I don’t think Aaron Sorkin knows what he wants, unfortunately, because Aaron Sorkin is still suck in an era of television where the news shows actually mattered. Newsflash: news shows are not going to come back. The big thing today, across the media, are news brands—blogs, reporters, personalities, or channels that viewers trust and that can be accessed anywhere at any time; forward-thinking technology for 21st-century media consumers. In contrast, The Newsroom and everything about it takes place in the recent past—and so does Sorkin’s vision.
Then again, I never said I didn’t like a good bit of historical fiction!

The angst in this cast photo rivals that of the OC. Well done, News Night.

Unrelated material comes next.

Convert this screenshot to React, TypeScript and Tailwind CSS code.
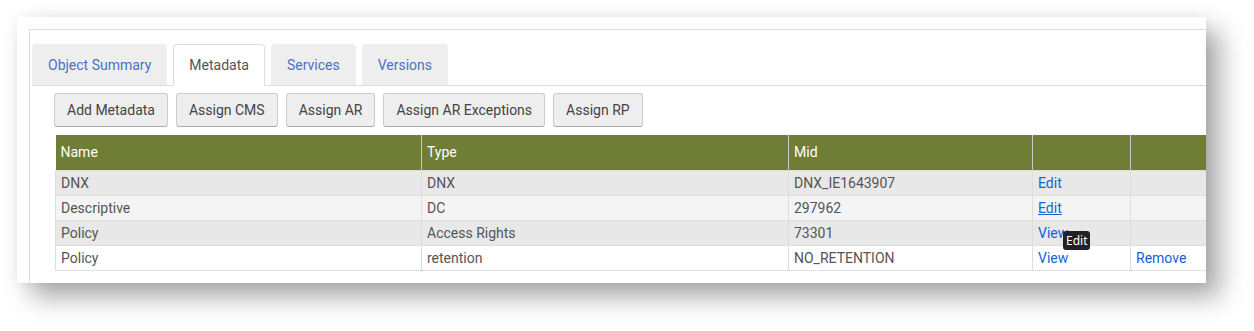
const tabs = [
  { label: "Object Summary", active: false },
  { label: "Metadata", active: true },
  { label: "Services", active: false },
  { label: "Versions", active: false },
];

const actions = ["Add Metadata", "Assign CMS", "Assign AR", "Assign AR Exceptions", "Assign RP"];

type Row = { name: string; type: string; mid: string; link: string; remove?: boolean; hover?: boolean; bg: string };

const rows: Row[] = [
  { name: "DNX", type: "DNX", mid: "DNX_IE1643907", link: "Edit", bg: "bg-[#e8e8e8]" },
  { name: "Descriptive", type: "DC", mid: "297962", link: "Edit", hover: true, bg: "bg-[#f4f4f4]" },
  { name: "Policy", type: "Access Rights", mid: "73301", link: "View", bg: "bg-[#e8e8e8]" },
  { name: "Policy", type: "retention", mid: "NO_RETENTION", link: "View", remove: true, bg: "bg-white" },
];

export default function App() {
  return (
    <div className="h-[331px] w-[1254px] bg-white p-[17px] font-['Roboto',sans-serif] text-sm">
      <div className="relative h-[266px] w-[1189px] overflow-hidden bg-white shadow-[14px_14px_24px_rgba(0,0,0,0.34),0_0_12px_rgba(0,0,0,0.06)]">
        <div className="ml-3 mt-3 h-full border-l border-t border-[#ddd] pl-[2px] pt-[14px]">
          <div className="flex items-start gap-[6px] border-b border-[#ddd]">
            {tabs.map((t) =>
              t.active ? (
                <div
                  key={t.label}
                  className="-mb-px flex h-[42px] items-center rounded-t-[4px] border border-b-0 border-[#ddd] bg-white px-[15px] pb-px text-[#555]"
                >
                  {t.label}
                </div>
              ) : (
                <div
                  key={t.label}
                  className="flex h-[41px] items-center rounded-t-[4px] bg-[#eee] px-[16px] text-[#4a72c4]"
                >
                  {t.label}
                </div>
              )
            )}
          </div>

          <div className="ml-[22px] mt-[7px] flex gap-[8px]">
            {actions.map((a) => (
              <button
                key={a}
                className="h-[34px] rounded-[3px] border border-[#ccc] border-b-[#aaa] bg-[#eee] px-[12px] text-[#444]"
              >
                {a}
              </button>
            ))}
          </div>

          <table className="ml-[23px] mt-2 w-[1175px] max-w-none table-fixed border-collapse text-[#555]">
            <colgroup>
              <col className="w-[366px]" />
              <col className="w-[367px]" />
              <col className="w-[244px]" />
              <col className="w-[98px]" />
              <col className="w-[100px]" />
            </colgroup>
            <thead>
              <tr className="h-[35px] bg-[#6f7d36] text-left text-white">
                <th className="border-r border-[#c8c8c8] px-[5px] font-normal">Name</th>
                <th className="border-r border-[#c8c8c8] px-[5px] font-normal">Type</th>
                <th className="border-r border-[#c8c8c8] px-[5px] font-normal">Mid</th>
                <th className="border-r border-[#c8c8c8] px-[5px] font-normal"></th>
                <th className="px-[5px] font-normal"></th>
              </tr>
            </thead>
            <tbody>
              {rows.map((r, i) => (
                <tr
                  key={i}
                  className={`h-[25px] ${r.bg} ${i === rows.length - 1 ? "border-b border-dotted border-[#ccc]" : "border-b border-[#ddd]"} border-t border-t-[#ddd]`}
                >
                  <td className="border-l border-[#ddd] px-[5px] py-0">{r.name}</td>
                  <td className="border-l border-[#ddd] px-[5px] py-0">{r.type}</td>
                  <td className="border-l border-[#ddd] px-[5px] py-0">{r.mid}</td>
                  <td className="relative border-l border-[#ddd] px-[5px] py-0">
                    <a className={`text-[#1563d0] ${r.hover ? "underline" : ""}`}>{r.link}</a>
                    {i === 2 && (
                      <span className="absolute left-[30px] top-[10px] z-10 rounded-[3px] bg-[#222226] px-[3px] py-[1px] font-['Noto_Sans',sans-serif] text-[12px] leading-[17px] text-white">
                        Edit
                      </span>
                    )}
                  </td>
                  <td className="border-l border-[#ddd] px-[5px] py-0">
                    {r.remove && <a className="text-[#1563d0]">Remove</a>}
                  </td>
                </tr>
              ))}
            </tbody>
          </table>
        </div>
      </div>
    </div>
  );
}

Over the course of Season 2, critics talked about how important it was for the team on The Newsroom to make the huge mistake that was Operation Genoa; it showed that even truth-tellers are fallible, and how they dealt with making professional mistakes humanized the characters. But the Season 2 finale, full of neatly-tied-up romantic plotlines and heroic men saving women from themselves (did you really need to lay it on quite that thick, Sorkin?) felt regressive, operatic, and cheesy.
If The Newsroom gets a third season, I’ll keep watching—because I’m curious, and I like some good guilty-pleasure liberal speechmaking (and the historical fiction, as I said). But as quality TV? Sorry Newsroom, but unlike your real-life versions, you suck.